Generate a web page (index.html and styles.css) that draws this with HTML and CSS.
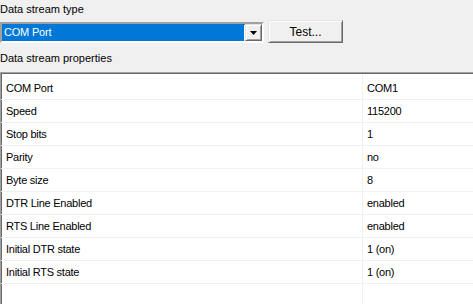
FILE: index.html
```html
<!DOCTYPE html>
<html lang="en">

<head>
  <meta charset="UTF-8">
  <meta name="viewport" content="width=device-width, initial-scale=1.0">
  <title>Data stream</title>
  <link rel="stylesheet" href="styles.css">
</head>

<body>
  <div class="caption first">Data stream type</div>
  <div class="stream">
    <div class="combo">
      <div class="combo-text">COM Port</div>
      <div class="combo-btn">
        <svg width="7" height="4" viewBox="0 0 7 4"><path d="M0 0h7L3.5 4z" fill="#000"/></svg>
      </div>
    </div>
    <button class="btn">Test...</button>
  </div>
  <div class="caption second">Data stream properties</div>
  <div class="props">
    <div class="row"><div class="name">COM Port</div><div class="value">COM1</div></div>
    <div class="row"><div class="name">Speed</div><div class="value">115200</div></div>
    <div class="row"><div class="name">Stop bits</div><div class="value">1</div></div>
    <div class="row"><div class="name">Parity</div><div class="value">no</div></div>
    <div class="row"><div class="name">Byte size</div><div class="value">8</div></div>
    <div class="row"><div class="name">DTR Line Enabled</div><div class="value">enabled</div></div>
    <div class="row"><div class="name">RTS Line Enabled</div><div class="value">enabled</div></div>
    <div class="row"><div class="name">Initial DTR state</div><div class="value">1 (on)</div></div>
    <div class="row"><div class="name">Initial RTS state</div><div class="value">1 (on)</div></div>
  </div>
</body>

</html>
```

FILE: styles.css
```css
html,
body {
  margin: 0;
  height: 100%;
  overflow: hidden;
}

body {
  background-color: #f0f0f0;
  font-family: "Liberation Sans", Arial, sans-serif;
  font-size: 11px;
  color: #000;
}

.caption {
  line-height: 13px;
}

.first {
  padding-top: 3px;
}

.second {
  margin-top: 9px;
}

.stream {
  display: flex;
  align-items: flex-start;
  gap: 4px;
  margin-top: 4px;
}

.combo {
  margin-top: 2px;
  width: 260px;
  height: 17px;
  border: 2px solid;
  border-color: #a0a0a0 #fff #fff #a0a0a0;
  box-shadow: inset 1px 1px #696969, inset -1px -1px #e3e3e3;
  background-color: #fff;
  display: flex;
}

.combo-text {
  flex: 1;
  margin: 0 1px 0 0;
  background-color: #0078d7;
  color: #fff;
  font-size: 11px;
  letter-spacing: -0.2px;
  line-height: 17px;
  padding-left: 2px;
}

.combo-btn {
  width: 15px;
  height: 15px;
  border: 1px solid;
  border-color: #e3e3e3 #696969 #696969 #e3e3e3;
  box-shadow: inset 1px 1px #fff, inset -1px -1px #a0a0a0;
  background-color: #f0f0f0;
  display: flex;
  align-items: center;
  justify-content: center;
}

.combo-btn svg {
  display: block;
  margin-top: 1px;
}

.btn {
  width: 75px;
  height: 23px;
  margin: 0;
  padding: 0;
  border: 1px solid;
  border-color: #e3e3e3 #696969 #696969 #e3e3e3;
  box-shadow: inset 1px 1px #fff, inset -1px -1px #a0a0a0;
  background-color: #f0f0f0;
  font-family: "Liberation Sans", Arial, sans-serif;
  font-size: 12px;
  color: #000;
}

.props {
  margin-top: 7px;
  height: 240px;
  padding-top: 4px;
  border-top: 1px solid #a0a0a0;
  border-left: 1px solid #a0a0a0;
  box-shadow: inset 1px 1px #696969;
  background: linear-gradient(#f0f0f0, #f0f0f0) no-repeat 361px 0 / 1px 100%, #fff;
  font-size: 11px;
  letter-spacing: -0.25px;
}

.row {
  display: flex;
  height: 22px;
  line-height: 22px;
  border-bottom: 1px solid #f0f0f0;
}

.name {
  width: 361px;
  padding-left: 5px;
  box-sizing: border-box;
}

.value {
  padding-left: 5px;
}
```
-.-.-
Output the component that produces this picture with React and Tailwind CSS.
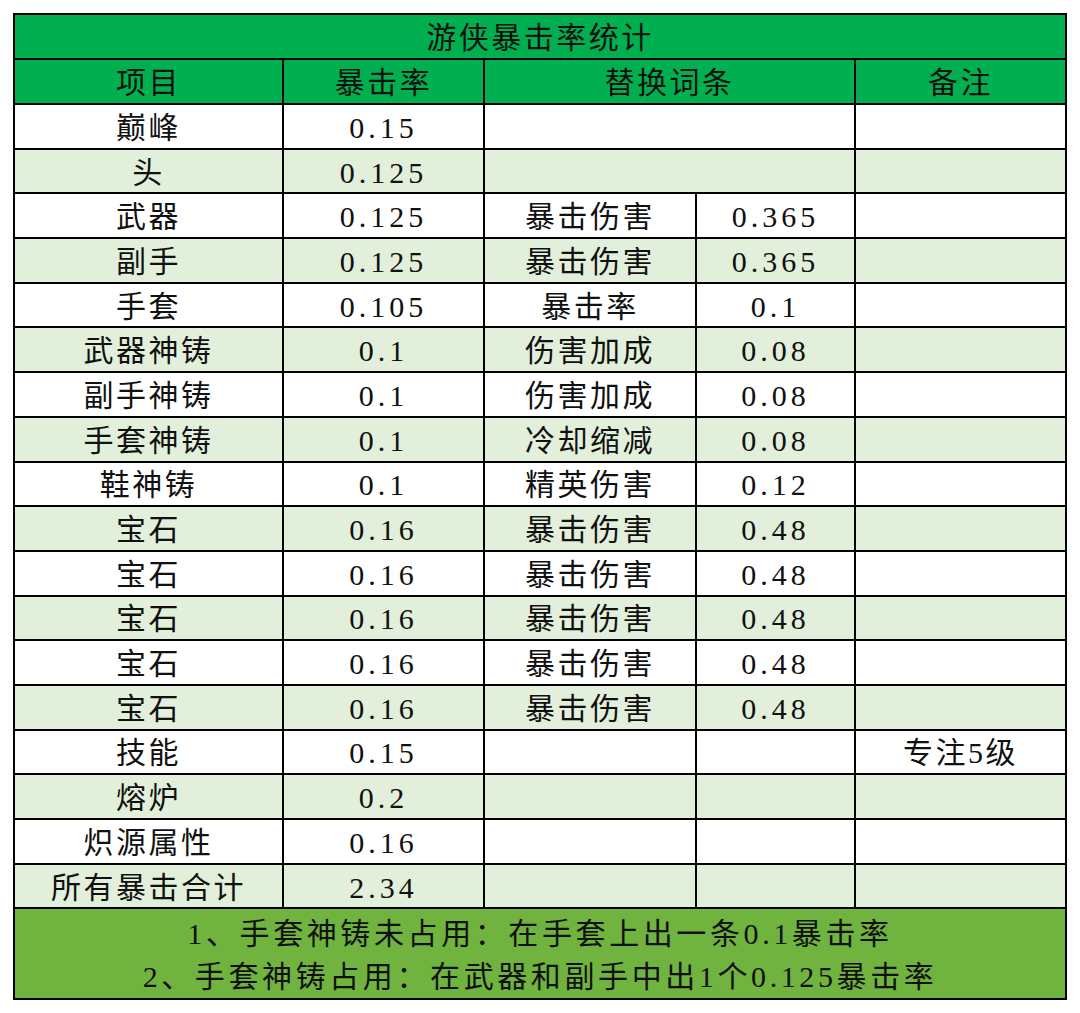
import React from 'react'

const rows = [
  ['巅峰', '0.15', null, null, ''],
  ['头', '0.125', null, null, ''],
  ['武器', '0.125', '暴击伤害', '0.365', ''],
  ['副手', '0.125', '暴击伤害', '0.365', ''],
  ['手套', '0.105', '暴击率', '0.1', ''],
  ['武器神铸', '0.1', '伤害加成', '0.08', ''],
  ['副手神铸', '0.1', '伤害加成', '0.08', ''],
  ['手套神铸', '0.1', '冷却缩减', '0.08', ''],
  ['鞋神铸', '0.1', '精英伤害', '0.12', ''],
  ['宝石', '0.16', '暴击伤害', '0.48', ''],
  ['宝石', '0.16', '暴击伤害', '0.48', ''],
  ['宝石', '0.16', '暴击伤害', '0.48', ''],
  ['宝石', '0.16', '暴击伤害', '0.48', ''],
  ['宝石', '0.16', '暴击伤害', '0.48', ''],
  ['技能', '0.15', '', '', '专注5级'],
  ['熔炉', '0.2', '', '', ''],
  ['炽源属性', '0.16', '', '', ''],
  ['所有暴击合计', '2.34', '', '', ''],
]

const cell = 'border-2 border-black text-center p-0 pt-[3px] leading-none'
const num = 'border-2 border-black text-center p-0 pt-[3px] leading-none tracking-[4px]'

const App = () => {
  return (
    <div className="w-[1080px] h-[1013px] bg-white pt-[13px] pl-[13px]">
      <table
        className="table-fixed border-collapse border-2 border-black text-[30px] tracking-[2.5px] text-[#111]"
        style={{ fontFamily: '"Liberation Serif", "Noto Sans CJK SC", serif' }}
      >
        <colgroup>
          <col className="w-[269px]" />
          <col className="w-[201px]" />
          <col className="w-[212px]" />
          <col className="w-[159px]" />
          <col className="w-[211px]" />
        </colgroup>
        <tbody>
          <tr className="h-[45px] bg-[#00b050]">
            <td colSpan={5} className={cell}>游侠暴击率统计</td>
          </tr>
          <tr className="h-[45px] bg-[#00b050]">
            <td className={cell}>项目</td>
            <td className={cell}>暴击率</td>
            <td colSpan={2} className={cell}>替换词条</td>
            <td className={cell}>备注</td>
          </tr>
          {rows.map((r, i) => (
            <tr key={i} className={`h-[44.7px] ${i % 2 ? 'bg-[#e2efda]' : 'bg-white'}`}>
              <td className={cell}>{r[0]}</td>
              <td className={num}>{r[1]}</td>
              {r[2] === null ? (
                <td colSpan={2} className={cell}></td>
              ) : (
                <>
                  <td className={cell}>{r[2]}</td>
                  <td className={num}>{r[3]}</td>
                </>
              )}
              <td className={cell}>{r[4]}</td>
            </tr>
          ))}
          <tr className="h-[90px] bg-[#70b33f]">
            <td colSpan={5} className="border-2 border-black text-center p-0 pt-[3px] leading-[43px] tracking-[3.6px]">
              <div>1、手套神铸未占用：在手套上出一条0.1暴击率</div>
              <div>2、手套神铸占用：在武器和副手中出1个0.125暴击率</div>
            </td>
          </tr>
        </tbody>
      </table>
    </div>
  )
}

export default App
-.-.-
## SET PROBLEM
Above are the records. Copy word for word only their lines from the one holding "Output the component" through the one holding "import React from 'react'", both included, and skip the images.

## SOLUTION TO THE PROBLEM
Output the component that produces this picture with React and Tailwind CSS.
import React from 'react'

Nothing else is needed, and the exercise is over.